Roche gets oncology boost with cancer vaccine
pharmafile | May 16, 2014 | News story | Research and Development, Sales and Marketing | ASCO, Roche, bladder cancer, oncology
Roche’s most advanced experimental cancer immunotherapy has had impressive results in a small Phase I trial, reducing tumour size in half of the patients.
In data to be fully revealed at the ASCO meeting later this month – where cancer immunotherapies will be well-represented – MPDL3280A will be shown to have shrunk the tumours of ten out of 20 advanced bladder cancer patients with PD-L1 positive tumours by at least 30 per cent.

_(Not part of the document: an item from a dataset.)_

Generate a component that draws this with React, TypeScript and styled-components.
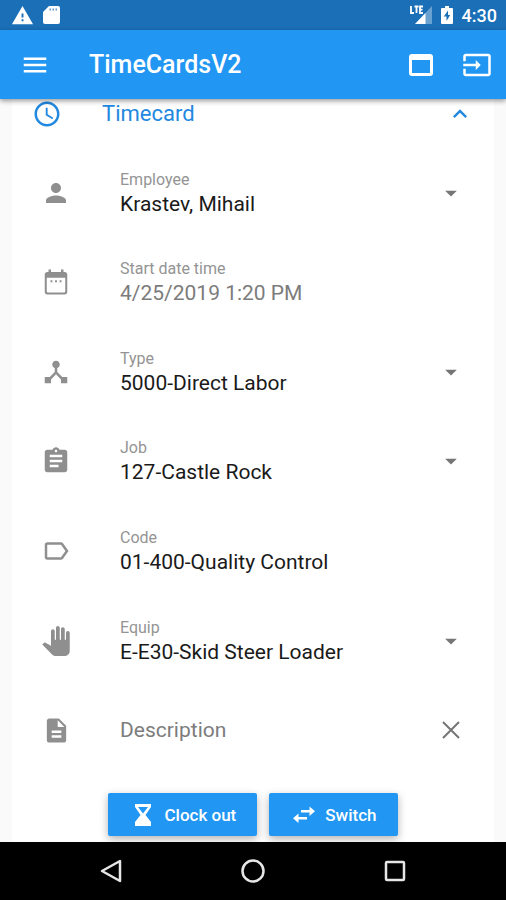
import React, { useId, useState } from "react";
import styled, { createGlobalStyle } from "styled-components";
import {
  MdMenu, MdInput, MdSchedule, MdExpandLess, MdPerson, MdDeviceHub,
  MdAssignment, MdLabelOutline, MdPanTool, MdDescription, MdWarning, MdArrowDropDown,
} from "react-icons/md";

const GlobalStyle = createGlobalStyle`
  *, *::before, *::after { box-sizing: border-box; }
  body {
    margin: 0;
    background: #fafafa;
    font-family: Roboto, "Liberation Sans", sans-serif;
  }
  button, input, select { font: inherit; color: inherit; }
`;

const Screen = styled.div`
  display: flex;
  flex-direction: column;
  min-height: 100vh;
`;

const StatusBar = styled.div`
  display: flex;
  align-items: center;
  justify-content: space-between;
  height: 30px;
  padding: 0 9px 0 11px;
  background: #1a6fb7;
  color: #fff;
  font-size: 18px;
  font-weight: 500;
`;

const StatusGroup = styled.div`
  display: flex;
  align-items: center;
  gap: 9px;
`;

const AppBar = styled.header`
  position: relative;
  z-index: 1;
  display: flex;
  align-items: center;
  height: 69px;
  padding: 0 14px 0 20px;
  background: #2196f3;
  color: #fff;
  box-shadow: 0 2px 5px rgba(0, 0, 0, 0.4);
`;

const IconButton = styled.button`
  display: grid;
  place-items: center;
  padding: 0;
  border: 0;
  background: none;
  color: inherit;
  cursor: pointer;
`;

const Title = styled.h1`
  flex: 1;
  margin: 0 0 0 39px;
  font-size: 25px;
  font-weight: 500;
`;

const BarActions = styled.div`
  display: flex;
  align-items: center;
  gap: 29px;
`;

const Card = styled.main`
  flex: 1;
  display: flex;
  flex-direction: column;
  margin: 0 12px;
  background: #fff;
`;

const SectionHeader = styled.button`
  display: flex;
  align-items: center;
  height: 49px;
  padding: 0 20px 19px;
  border: 0;
  background: none;
  color: #2389e0;
  text-align: left;
  cursor: pointer;
`;

const SectionTitle = styled.span`
  flex: 1;
  margin-left: 40px;
  font-size: 22px;
  line-height: 30px;
`;

const Form = styled.form`
  flex: 1;
  display: flex;
  flex-direction: column;
`;

const Fields = styled.div`
  flex: 1;
  display: grid;
  grid-auto-rows: minmax(64px, 1fr);
`;

const FieldRow = styled.div`
  display: flex;
  align-items: center;
  padding: 0 27px 0 29px;
  color: #8f8f8f;
`;

const LeadingIcon = styled.span`
  display: grid;
  place-items: center;
  flex: none;
  width: 30px;
  margin-right: 49px;
`;

const FieldBody = styled.div`
  flex: 1;
  min-width: 0;
  display: grid;
`;

const FieldLabel = styled.label`
  padding-top: 2px;
  font-size: 16px;
  line-height: 20px;
  color: #949494;
`;

const TextInput = styled.input<{ $muted?: boolean }>`
  width: 100%;
  height: 28px;
  padding: 0;
  border: 0;
  outline: 0;
  background: none;
  font-size: 21px;
  color: ${(p) => (p.$muted ? "#7c7c7c" : "#1a1a1a")};
  &::placeholder { color: #7c7c7c; opacity: 1; }
`;

const SelectInput = styled(TextInput).attrs({ as: "select" })`
  appearance: none;
  cursor: pointer;
`;

const TrailingIcon = styled.span`
  display: grid;
  place-items: center;
  flex: none;
  width: 32px;
  color: #757575;
`;

const Actions = styled.div`
  display: flex;
  justify-content: center;
  gap: 12px;
  padding: 18px 0 6px;
`;

const ActionButton = styled.button`
  display: flex;
  align-items: center;
  gap: 10px;
  height: 43px;
  padding: 0 21px 0 24px;
  border: 0;
  border-radius: 2px;
  background: #2196f3;
  color: #fff;
  font-size: 17px;
  font-weight: 500;
  box-shadow: 0 3px 8px rgba(0, 0, 0, 0.3);
  cursor: pointer;
`;

const NavBar = styled.nav`
  position: relative;
  display: flex;
  align-items: center;
  justify-content: space-around;
  height: 58px;
  padding: 0 40px;
  background: #000;
  color: #e6e6e6;
`;

const SdCardIcon = () => (
  <svg width="17" height="20" viewBox="0 0 17 20" aria-hidden="true">
    <path d="M6 1h9q2 0 2 2v14q0 2-2 2H2q-2 0-2-2V7z" fill="#fff" />
    <path d="M6.500 3.500h1.500v2H6.500zM9.500 3.500H11v2H9.500zM12.500 3.500H14v2h-1.500z" fill="#1a6fb7" opacity=".7" />
  </svg>
);

const SignalIcon = () => (
  <svg width="22" height="20" viewBox="0 0 22 20" aria-hidden="true">
    <path d="M22 1v18H5z" fill="#fff" opacity=".35" />
    <path d="M15.500 7.900V19H5z" fill="#fff" />
    <path d="M1 1v7h3M4.500 1.500h4M6.500 1.500V8M13 1.500h-3V8h3M10 4.600h2.500" fill="none" stroke="#fff" strokeWidth="1.800" />
  </svg>
);

const BatteryIcon = () => (
  <svg width="12" height="18" viewBox="0 0 12 18" aria-hidden="true">
    <path d="M4 0h4v2h3q1 0 1 1v14q0 1-1 1H1q-1 0-1-1V3q0-1 1-1h3z" fill="#fff" />
    <path d="M7 4.500L2.800 10.500H5.500V15L9.200 9H7z" fill="#1a6fb7" />
  </svg>
);

const WindowIcon = () => (
  <svg width="24" height="22" viewBox="0 0 24 22" aria-hidden="true">
    <path fill="currentColor" fillRule="evenodd" d="M3 0h18q3 0 3 3v16q0 3-3 3H3q-3 0-3-3V3q0-3 3-3zM3 6v13h18V6z" />
  </svg>
);

const CalendarIcon = () => (
  <svg width="30" height="30" viewBox="0 0 24 24" fill="currentColor" aria-hidden="true">
    <path d="M19 4h-1V2h-2v2H8V2H6v2H5c-1.100 0-2 .9-2 2v14c0 1.100.9 2 2 2h14c1.100 0 2-.9 2-2V6c0-1.100-.9-2-2-2zm.4 15.400q0 1-1 1H5.600q-1 0-1-1V8.600h14.800z" />
    <path d="M7.600 10.600h1.500v1.500H7.600zM11.250 10.600h1.500v1.500h-1.500zM14.900 10.600h1.500v1.500h-1.500z" />
  </svg>
);

const CloseIcon = () => (
  <svg width="18" height="18" viewBox="0 0 18 18" aria-hidden="true">
    <path d="M1 1l16 16M17 1L1 17" stroke="currentColor" strokeWidth="2" />
  </svg>
);

const HourglassIcon = () => (
  <svg width="22" height="22" viewBox="-2 0 22 22" aria-hidden="true">
    <path fill="#fff" fillRule="evenodd" d="M1 0h16v3l-5.500 8L17 18v4H1v-4l5.500-7L1 3zM4 3l5 6.500L14 3z" />
  </svg>
);

const SwapIcon = () => (
  <svg width="22" height="18" viewBox="0 0 22 18" aria-hidden="true">
    <path fill="#fff" d="M8 4h8.500V0.500L22 5.300l-5.500 4.700V6.500H8zM14 11H5.500V7.500L0 12.300 5.500 17v-3.500H14z" />
  </svg>
);

type FieldProps = {
  label: string;
  value: string;
  icon: React.ReactNode;
  kind?: "select" | "text";
  muted?: boolean;
};

function Field({ label, value, icon, kind = "text", muted }: FieldProps) {
  const id = useId();
  return (
    <FieldRow>
      <LeadingIcon>{icon}</LeadingIcon>
      <FieldBody>
        <FieldLabel htmlFor={id}>{label}</FieldLabel>
        {kind === "select" ? (
          <SelectInput id={id}>
            <option>{value}</option>
          </SelectInput>
        ) : (
          <TextInput id={id} defaultValue={value} readOnly={muted} $muted={muted} />
        )}
      </FieldBody>
      {kind === "select" && (
        <TrailingIcon><MdArrowDropDown size={28} /></TrailingIcon>
      )}
    </FieldRow>
  );
}

export default function App() {
  const [description, setDescription] = useState("");
  return (
    <>
      <GlobalStyle />
      <Screen>
        <StatusBar>
          <StatusGroup>
            <MdWarning size={23} />
            <SdCardIcon />
          </StatusGroup>
          <StatusGroup>
            <SignalIcon />
            <BatteryIcon />
            <span>4:30</span>
          </StatusGroup>
        </StatusBar>
        <AppBar>
          <IconButton aria-label="Menu"><MdMenu size={30} /></IconButton>
          <Title>TimeCardsV2</Title>
          <BarActions>
            <IconButton aria-label="Window"><WindowIcon /></IconButton>
            <IconButton aria-label="Sign out"><MdInput size={30} /></IconButton>
          </BarActions>
        </AppBar>
        <Card>
          <SectionHeader type="button" aria-expanded="true">
            <MdSchedule size={30} />
            <SectionTitle>Timecard</SectionTitle>
            <MdExpandLess size={28} />
          </SectionHeader>
          <Form onSubmit={(e) => e.preventDefault()}>
            <Fields>
              <Field label="Employee" value="Krastev, Mihail" kind="select" icon={<MdPerson size={30} />} />
              <Field label="Start date time" value="4/25/2019 1:20 PM" muted icon={<CalendarIcon />} />
              <Field label="Type" value="5000-Direct Labor" kind="select" icon={<MdDeviceHub size={30} />} />
              <Field label="Job" value="127-Castle Rock" kind="select" icon={<MdAssignment size={30} />} />
              <Field label="Code" value="01-400-Quality Control" icon={<MdLabelOutline size={30} />} />
              <Field label="Equip" value="E-E30-Skid Steer Loader" kind="select" icon={<MdPanTool size={30} />} />
              <FieldRow>
                <LeadingIcon><MdDescription size={29} /></LeadingIcon>
                <FieldBody>
                  <TextInput
                    aria-label="Description"
                    placeholder="Description"
                    value={description}
                    onChange={(e) => setDescription(e.target.value)}
                  />
                </FieldBody>
                <TrailingIcon>
                  <IconButton type="button" aria-label="Clear description" onClick={() => setDescription("")}>
                    <CloseIcon />
                  </IconButton>
                </TrailingIcon>
              </FieldRow>
            </Fields>
            <Actions>
              <ActionButton type="submit"><HourglassIcon />Clock out</ActionButton>
              <ActionButton type="button"><SwapIcon />Switch</ActionButton>
            </Actions>
          </Form>
        </Card>
        <NavBar aria-label="System">
          <IconButton aria-label="Back">
            <svg width="24" height="24" viewBox="0 0 24 24">
              <path d="M21 2v20L3 12z" fill="none" stroke="currentColor" strokeWidth="2.500" strokeLinejoin="round" />
            </svg>
          </IconButton>
          <IconButton aria-label="Home">
            <svg width="24" height="24" viewBox="0 0 24 24">
              <circle cx="12" cy="12" r="10.500" fill="none" stroke="currentColor" strokeWidth="2.500" />
            </svg>
          </IconButton>
          <IconButton aria-label="Recent apps">
            <svg width="24" height="24" viewBox="0 0 24 24">
              <rect x="3" y="3" width="18" height="18" rx="1" fill="none" stroke="currentColor" strokeWidth="2.500" />
            </svg>
          </IconButton>
        </NavBar>
      </Screen>
    </>
  );
}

Sandra Horning, Roche’s chief medical officer, tells Reuters: “A 50% response rate is quite remarkable and it certainly compares favourably with what we and others have seen with immunotherapy for other tumour types.”
With specific advances in bladder cancer few and far between in recent years, Roche’s head of global medical affairs oncology, Niko Andre, says he is particularly excited about the new data on MPDL3280A.
The median time to response in this Phase I trial was 43 days, and Horning says: “To see an early response with immunotherapy is a very notable finding.”
Anti-PDL1 therapies block signals from the programmed cell death ligand 1 (PD-L1) – signals which help tumours avoid detection by the body’s immune system.
This should in turn boost the chances of patients’ immune systems combating cancer, and this mechanism means successful cancer immunotherapy candidates are likely to be big sellers.
Earlier this week MedImmune signed a deal with Incyte to combine its investigational anti-PD-L1 immune checkpoint inhibitor, MEDI4736, with Incyte’s oral indoleamine dioxygenase-1 (IDO1) inhibitor, INCB24360.
The AstraZeneca subsidiary also began a late-stage trial of MEDI4736 in non-small cell lung cancer last week.
Among Roche’s other highlights at ASCO are data from two anti-CD20 medicines MabThera/Rituxan (rituximab) and Gazyva (obinutuzumab).
There will also be interim results of a phase 1b study of the Bcl-2 inhibitor GDC-0199/ABT-199 in combination with rituximab in patients with relapsed or refractory chronic lymphocytic leukemia.
And news is expected of a Phase II study of polatuzumab vedotin, an anti-CD79b antibody drug conjugate in non-Hodgkin lymphoma.